The choice is obvious, and it becomes even moreso if you apply it to the whole game. While everyone will agree it’s good to be efficient in the red zone, there’s no denying that, I don’t think any coach would be against it, but it’s not as vital as I think it believed. I want a team that is good in the red zone, but there are better measure of scoring ability, like points per drive. There is a correlation between winning and red zone performance, it is very small. If we look at the top red zone efficiency teams of 2011, it's not too hard to see it really doesn't matter a whole lot. Playoff teams on average ranked 14.6th, with the distribution across the board. San Francisco ranked 29th, the Giants ranked 9th while the Lions ranked 1st. It totally varies. The average record of the top 16 teams compared to the bottom 16 teams are nearly identical.
There just isn't any causation between red zone efficiency and winning. Now is it okay to suck in the red zone, not particularly, because like all of the topics we've covered, it's more complex. A team should maximize it's chances when given them, and it's not bad to be efficient in the red zone, but it's also not a good way to judge an offense.
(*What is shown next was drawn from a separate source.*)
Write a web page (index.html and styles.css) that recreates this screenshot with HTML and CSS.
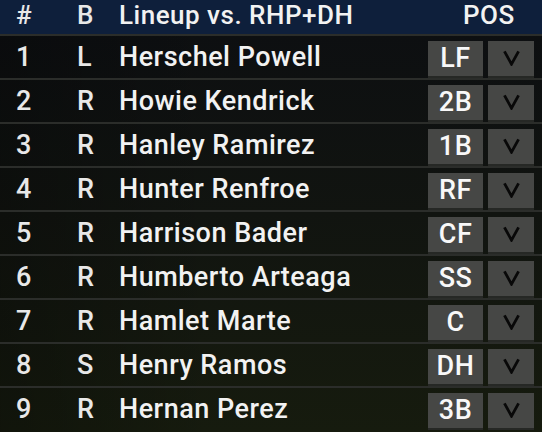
FILE: index.html
```html
<!DOCTYPE html>
<html>
<head>
<meta charset="utf-8">
<link rel="stylesheet" href="styles.css">
</head>
<body>
<div class="lineup">
  <div class="head">
    <span class="c-num">#</span>
    <span class="c-bat">B</span>
    <span class="c-name">Lineup vs. RHP+DH</span>
    <span class="c-pos">POS</span>
  </div>
  <div class="rows">
    <div class="row"><span class="c-num">1</span><span class="c-bat">L</span><span class="c-name">Herschel Powell</span><span class="pos">LF</span><span class="drop"><svg viewBox="0 0 18 17" class="chev"><path d="M1.5 1.5 L9 15 L16.5 1.5"/></svg></span></div>
    <div class="row"><span class="c-num">2</span><span class="c-bat">R</span><span class="c-name">Howie Kendrick</span><span class="pos">2B</span><span class="drop"><svg viewBox="0 0 18 17" class="chev"><path d="M1.5 1.5 L9 15 L16.5 1.5"/></svg></span></div>
    <div class="row"><span class="c-num">3</span><span class="c-bat">R</span><span class="c-name">Hanley Ramirez</span><span class="pos">1B</span><span class="drop"><svg viewBox="0 0 18 17" class="chev"><path d="M1.5 1.5 L9 15 L16.5 1.5"/></svg></span></div>
    <div class="row"><span class="c-num">4</span><span class="c-bat">R</span><span class="c-name">Hunter Renfroe</span><span class="pos">RF</span><span class="drop"><svg viewBox="0 0 18 17" class="chev"><path d="M1.5 1.5 L9 15 L16.5 1.5"/></svg></span></div>
    <div class="row"><span class="c-num">5</span><span class="c-bat">R</span><span class="c-name">Harrison Bader</span><span class="pos">CF</span><span class="drop"><svg viewBox="0 0 18 17" class="chev"><path d="M1.5 1.5 L9 15 L16.5 1.5"/></svg></span></div>
    <div class="row"><span class="c-num">6</span><span class="c-bat">R</span><span class="c-name">Humberto Arteaga</span><span class="pos">SS</span><span class="drop"><svg viewBox="0 0 18 17" class="chev"><path d="M1.5 1.5 L9 15 L16.5 1.5"/></svg></span></div>
    <div class="row"><span class="c-num">7</span><span class="c-bat">R</span><span class="c-name">Hamlet Marte</span><span class="pos">C</span><span class="drop"><svg viewBox="0 0 18 17" class="chev"><path d="M1.5 1.5 L9 15 L16.5 1.5"/></svg></span></div>
    <div class="row"><span class="c-num">8</span><span class="c-bat">S</span><span class="c-name">Henry Ramos</span><span class="pos">DH</span><span class="drop"><svg viewBox="0 0 18 17" class="chev"><path d="M1.5 1.5 L9 15 L16.5 1.5"/></svg></span></div>
    <div class="row"><span class="c-num">9</span><span class="c-bat">R</span><span class="c-name">Hernan Perez</span><span class="pos">3B</span><span class="drop"><svg viewBox="0 0 18 17" class="chev"><path d="M1.5 1.5 L9 15 L16.5 1.5"/></svg></span></div>
  </div>
</div>
</body>
</html>
```
FILE: styles.css
```css
html, body {
  margin: 0;
  padding: 0;
  width: 542px;
  height: 432px;
  overflow: hidden;
  background: #151a0e;
}
.lineup {
  width: 542px;
  height: 432px;
  font-family: Roboto, "Liberation Sans", sans-serif;
  font-weight: 500;
  font-size: 27px;
  letter-spacing: 0.5px;
  color: #f2f2f2;
  display: flex;
  flex-direction: column;
}
.head {
  height: 34px;
  background: #0e1f3b;
  display: grid;
  grid-template-columns: 61px 42px 1fr 79px;
  padding-left: 16px;
  align-items: start;
  font-size: 26px;
  line-height: 31px;
}
.head span {
  display: block;
}
.rows {
  flex: 1;
  background:
    linear-gradient(to right, rgba(0,0,0,0.25), rgba(0,0,0,0) 40%),
    linear-gradient(to bottom, #0d0f11 0%, #111410 45%, #161b0e 100%);
}
.row {
  height: 42px;
  border-top: 2px solid #2b2d2a;
  display: grid;
  grid-template-columns: 61px 42px 1fr 60px 46px;
  padding-left: 16px;
  padding-right: 8px;
  align-items: center;
}
.c-num, .c-bat {
  color: #e8e8e8;
}
.pos {
  width: 55px;
  box-sizing: border-box;
  height: 35px;
  margin-top: 2px;
  background: #464745;
  box-shadow: 0 2px 0 #262825;
  display: flex;
  align-items: center;
  justify-content: center;
  line-height: 1;
  color: #f8f8f8;
}
.drop {
  height: 35px;
  margin-top: 2px;
  background: #464745;
  box-shadow: 0 2px 0 #262825;
  display: flex;
  align-items: center;
  justify-content: center;
}
.chev {
  width: 17px;
  height: 16px;
  fill: none;
  stroke: #080808;
  stroke-width: 3;
}
```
I hope this wasn't too confusing, I tried to avoid the math of each situation, though there was plenty of it to back up our conclusions. This was mostly a mental foundation so that when you hear a stat or explanation you now have to tools to think about the idea logically and decide it that stat is actually related to the topic. Once you have that logical foundation, you are able to do research to see if it supports you idea. I'm sure there are some of you with the math background to go out and find the actual correlation between two items, and we'll get into that later, but for today, I hope we got your mind thinking.